A l’intérieur de l’explication causale elle-même, le discours s’organise localement sur un
mode descriptif – au service bien sûr de la logique argumentative, laquelle domine.
Différents procédés descriptifs sont ainsi utilisés : identification et localisation-situation,
notamment à l’aide de propositions relatives, quantification (au moins quatre points, 60 000
tonnes, etc…), mais aussi qualification (adjectifs entre autres). Le procédé le plus structurant
à cet égard est la comparaison, utilisée à trois reprises successives :
1. comparaison entre la marée noire à venir, d’une ampleur très supérieure à la marée
noire présente.
2. comparaison entre la réalité de la nature du produit, et les caractéristiques spécifiées
dans la fiche technique (Contrairement à…)
3. comparaison entre les propriétés du fuel du Prestige et celles du fuel de l’Amoco-
Cadiz (comme…)
Dans tous les cas, c’est l’objet dont on parle, à savoir la marée noire à venir, qui est
effectivement le pire.

En fait, la radio rend compte de la gestion d’une menace, tandis que la presse choisit de
développer un aspect des causes de l’inéluctable réalisation de cette menace. Il s’agit en fait
de deux points de vue différents sur l’événement. Et la notion de thème présente le risque
d’assimiler « ce dont on parle » et le point de vue depuis lequel on en parle. Le référent noyau
quant à lui ne contient pas de point de vue implicite sur l’objet.

A4. Les choix lexicaux


Les choix lexicaux renseignent plus directement sur le point de vue de l’instance de
production. L’analyse aura avantage à recourir à l’outil informatique, qui permet notamment
le dénombrement des formes lexicales les plus fréquentes, leurs co-occurrences et leur
regroupement en univers référentiels (Voir Marchand, 1998).
On se contentera donc ici d’illustrer, par un bref exemple, en quoi le lexique témoigne
des valeurs et des croyances de la source, voire de son attitude à l’égard de l’objet dont elle
parle (voir par exemple Camus, 1999 :271sq.). On choisira pour ce faire l’événement rapporté
2 : la fin des trente-cinq heures dans l’hôtellerie. Le développement de cette information
débute comme suit :
. (France Inter) En attendant la baisse de la TVA à 5,5% au 1er janvier 2004, le gouvernement
souhaite donner un coup de pouce au secteur de l’industrie de l’hôtellerie.
L’expression soulignée est reprise plus loin : Cette mesure devrait donner un coup de pouce
aux professionnels du tourisme et ils en avaient bien besoin. [Suit un reportage pour illustrer ce
« besoin »]
. (Le Monde) Le gouvernement soigne les cafetiers, les restaurateurs et les hôteliers.

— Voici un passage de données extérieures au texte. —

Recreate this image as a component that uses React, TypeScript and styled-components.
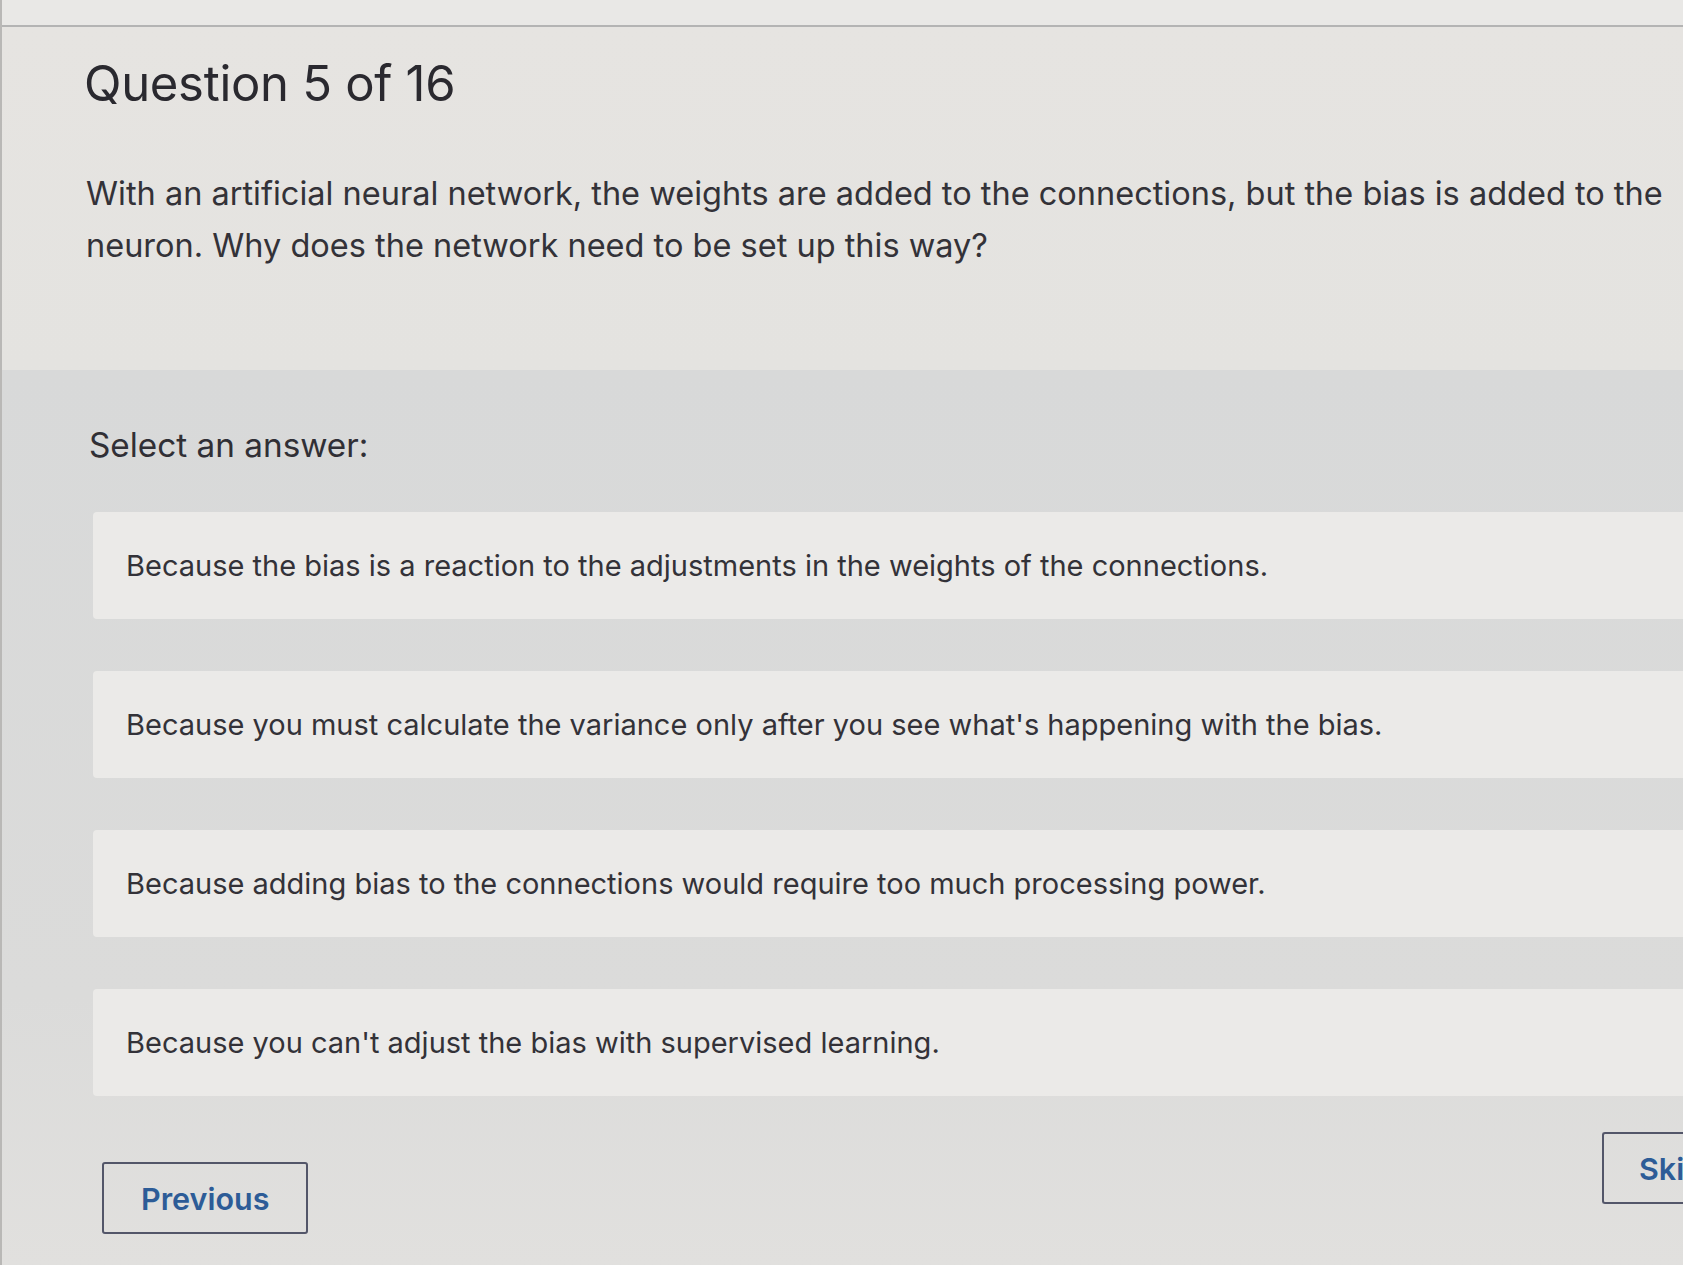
import styled, { createGlobalStyle } from 'styled-components';

const GlobalStyle = createGlobalStyle`
  html, body {
    margin: 0;
    padding: 0;
    background: #dedddb;
    overflow: hidden;
  }
  * {
    box-sizing: border-box;
  }
`;

const Page = styled.div`
  width: 1683px;
  height: 1265px;
  overflow: hidden;
  display: flex;
  flex-direction: column;
  font-family: Inter, 'Liberation Sans', sans-serif;
  color: #333238;
  border-left: 2px solid #b9b8b6;
`;

const TopStrip = styled.div`
  height: 27px;
  flex-shrink: 0;
  background: #e9e8e6;
  border-bottom: 2px solid #b4b4b4;
`;

const QuestionSection = styled.section`
  height: 343px;
  flex-shrink: 0;
  padding: 26px 8px 0 82px;
  background: linear-gradient(180deg, #e6e4e1 0%, #e4e3e0 100%);
`;

const Title = styled.h1`
  margin: 0;
  font-size: 49px;
  font-weight: 400;
  line-height: 62px;
  color: #2a292f;
  letter-spacing: -0.3px;
`;

const Prompt = styled.p`
  margin: 53px 0 0 2px;
  font-size: 32.5px;
  line-height: 52px;
  font-weight: 400;
  color: #333238;
`;

const AnswerSection = styled.section`
  flex: 1;
  padding: 50px 0 0 87px;
  background: linear-gradient(180deg, #d8d9d9 0%, #dbdbda 70%, #e1e0de 100%);
  display: flex;
  flex-direction: column;
`;

const Label = styled.h2`
  margin: 0;
  font-size: 33.3px;
  font-weight: 400;
  line-height: 50px;
  color: #302f35;
`;

const Options = styled.div`
  display: flex;
  flex-direction: column;
  gap: 52px;
  margin-top: 42px;
  margin-left: 4px;
  margin-right: -20px;
`;

const Option = styled.div`
  height: 107px;
  display: flex;
  align-items: center;
  padding: 0 0 0 33px;
  background: #ebeae8;
  border-radius: 4px;
  font-size: 29px;
  color: #333238;
`;

const Footer = styled.div`
  display: flex;
  justify-content: space-between;
  align-items: flex-start;
  margin-top: 36px;
  padding: 0 0 0 13px;
`;

const NavButton = styled.button<{ $drop?: number }>`
  height: 72px;
  margin-top: ${(p) => p.$drop ?? 0}px;
  padding: 0 37px;
  background: transparent;
  border: 2px solid #535669;
  border-radius: 3px;
  font-family: Inter, 'Liberation Sans', sans-serif;
  font-size: 30.5px;
  font-weight: 600;
  color: #2d5c97;
`;

const SkipButton = styled(NavButton)`
  width: 81px;
  padding: 0 0 0 35px;
  text-align: left;
  border-right: none;
  border-radius: 3px 0 0 3px;
  overflow: hidden;
  white-space: nowrap;
`;

const options = [
  'Because the bias is a reaction to the adjustments in the weights of the connections.',
  "Because you must calculate the variance only after you see what's happening with the bias.",
  'Because adding bias to the connections would require too much processing power.',
  "Because you can't adjust the bias with supervised learning.",
];

const App: React.FC = () => {
  return (
    <>
      <GlobalStyle />
      <Page>
        <TopStrip />
        <QuestionSection>
          <Title>Question 5 of 16</Title>
          <Prompt>
            With an artificial neural network, the weights are added to the connections, but the bias is added to the
            neuron. Why does the network need to be set up this way?
          </Prompt>
        </QuestionSection>
        <AnswerSection>
          <Label>Select an answer:</Label>
          <Options>
            {options.map((text) => (
              <Option key={text}>{text}</Option>
            ))}
          </Options>
          <Footer>
            <NavButton type='button' $drop={30}>
              Previous
            </NavButton>
            <SkipButton type='button'>Skip</SkipButton>
          </Footer>
        </AnswerSection>
      </Page>
    </>
  );
};

export default App;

Et dans le
développement intérieur, l’information est introduite comme suit : Le gouvernement de
Jean-Pierre Raffarin a donné satisfaction au principal syndicat patronal du secteur de l’hôtellerie-
restauration (…)
Donner un coup de pouce et soigner peuvent être, du point de vue de leur valeur
informative, considérés comme équivalents : ils rendent compte d’une mesure en faveur des
intéressés. Mais leur signification évaluative, laquelle est construite par l’usage, est opposée :
le coup de pouce est un acte valorisé – a fortiori si le bénéficiaire est un secteur de
l’économie. Tandis que soigner, dans cet usage figuré, et lorsqu’il n’est pas ironique, laisse
entendre l’attribution de privilèges, acte négativement perçu en République ; les bénéficiaires
en sont des personnes, et qui plus est des patrons (syndicat patronal), terme qui est au
contraire évité par le présentateur radiophonique. Dans un contexte de crise économique et
sociale, où les voix des électeurs s’identifiant à la « France d’en bas » sont déterminantes, la
crédibilité du gouvernement risquerait en effet d’être mise en cause.
B. CONVAINCRE
Certains discours médiatiques relèvent explicitement de la communication persuasive.
C’est le cas des discours politiques, qui constituent en eux-mêmes l’événement médiatique :
événement rapporté (discours politique rapporté, le plus souvent dans un contrat
d’information), ou provoqué (discours produit en direct, et dont la cible immédiate est
constituée par l’instance de réception du média : interview, débat politique,…). Trois niveaux
de signification vont successivement être interrogés pour appréhender l’ordre de l’Ethos : tout
d’abord le contenu et la mise en scène du discours, puis l’organisation du système gestuel,
dont nous montrerons en particulier les effets sur l’attribution de crédibilité, et enfin la mise
en spectacle avec l’organisation des interactions lors des débats.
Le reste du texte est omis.